Her role as Sarah Adams, the enigmatic nurse in the lavish period drama, is, she says, an amazing experience.
"I've played a lot of ballsy, strong, forward-footed women but I found Sarah to come from a very different place to that," Dusseldorp says. "She's ballsy but it's not her nature; she only does it when she has to, and I like that. There's a duality to her, there's a gentleness and a nurturer inside her, which is actually the place she'd rather be. I really enjoyed exploring that."
The secretive, intriguing character involved lots of research, a part of the job Dusseldorp relishes.
"I had her with me for about two or three months before we started pre-production, which is a long time. I knew fairly early on what I needed to look to . . . I just read and watched and soaked and marinated . . . a lot of it has to come out quickly because we shoot fast, and yet a lot of it is so deep. I took that responsibility very seriously because it was all based on that," she says. "Sarah converted to Judaism as well, so I interviewed someone who converted and talked about why and how, and how it felt – it's been wonderful to explore the Jewish religion. This was a very inside-out job; sometimes you can stick the cossie on and slowly things come to life, but this was the opposite for me. Mind you, putting on those clothes and the hat and gloves and stepping onto those sets! It looks incredible and everyone has incredible pride in the production."
Our main meals arrive and talk turns to food, something Dusseldorp enjoys. "We don't eat out so much with two kids," she says. She has two daughters, Grace, 6, and Maggie, 3, with husband, fellow actor and director Ben Winspear, who she met 10 years ago at the Sydney Theatre Company.
"But I cook a lot. I have a lot of cookbooks and I love delving into them. I think I'm a good cook, but only out of a cookbook. I'm envious of people who can just throw it together. I'm a bit anal, especially with baking. I've got electric scales and I recently bought a KitchenAid – it's so good," Dusseldorp says. "If you love baking, the alchemy is amazing. When you see the eggs and butter together, or you do a meringue – all the effort is gone and there it is, rising up in front of you! I'm a big cake baker but I also love slow cooking . . . and I do know now about roasts."
She concedes that when she's busy she "heats things up a lot".
"But when we're both working, my husband and I have managed to see-saw it, which has been great."
One of the joys of A Place to Call Home, she says, was filming so much in the countryside (around Camden and southern NSW), which made the hectic schedule seem less daunting.
"It was so nice! Some days I'd be on horse, or walking through the bush, sitting in a field, having a picnic by a river ... eating cucumber sandwiches!"

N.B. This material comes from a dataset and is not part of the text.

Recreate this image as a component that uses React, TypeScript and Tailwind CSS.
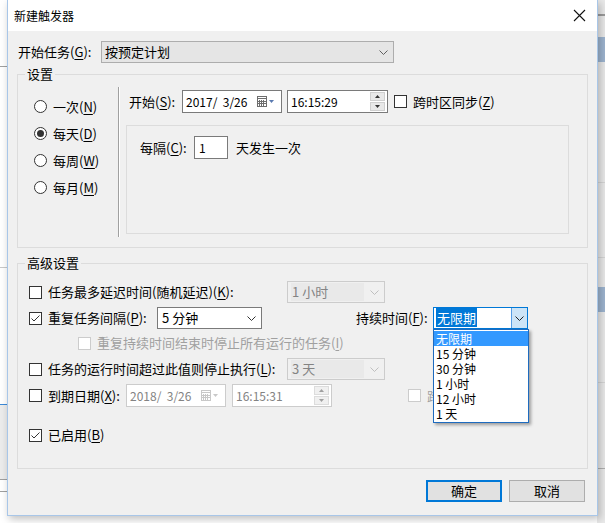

Being in the country, Dusseldorp says, helps with the pace of the series, which feels evocative of the kind of melodramas of the 1950s, when A Place to Call Home is set.
"And when we were shooting in the Rocks we had a horse and cart going by, clip clop . . . a girl skipping – the slowness of it all. I love it!" she says.
"You can't call someone on your mobile and then the next shot you're there. There's long, slow shots of people walking up driveways, or my character on a long bike ride. It's such great drama that way."
There have been the inevitable comparisons to Britain's hit period drama Downton Abbey. Dusseldorp understands, but sees the program as uniquely Australian.
"It was a slower time. But we're showing off Australia, which is great. That's the difference between watching Downton and A Place to Call Home – this is our place, this is where our stories are from - the smells, the sounds, the birds ..."
In 2013, time matters, and Dusseldorp is on a tight schedule, heading straight from lunch to a read-through of Jack Irish.
For someone so busy, and straddling two cities, she is remarkably calm – except when she realises we won't have time for Cicciolina's renowned chocolate souffle, which takes 20 minutes to prepare.
"Damn," she says. "Let's quickly get the quince crumble to share."
A Place to Call Home is on Seven on Sundays at 8.30pm.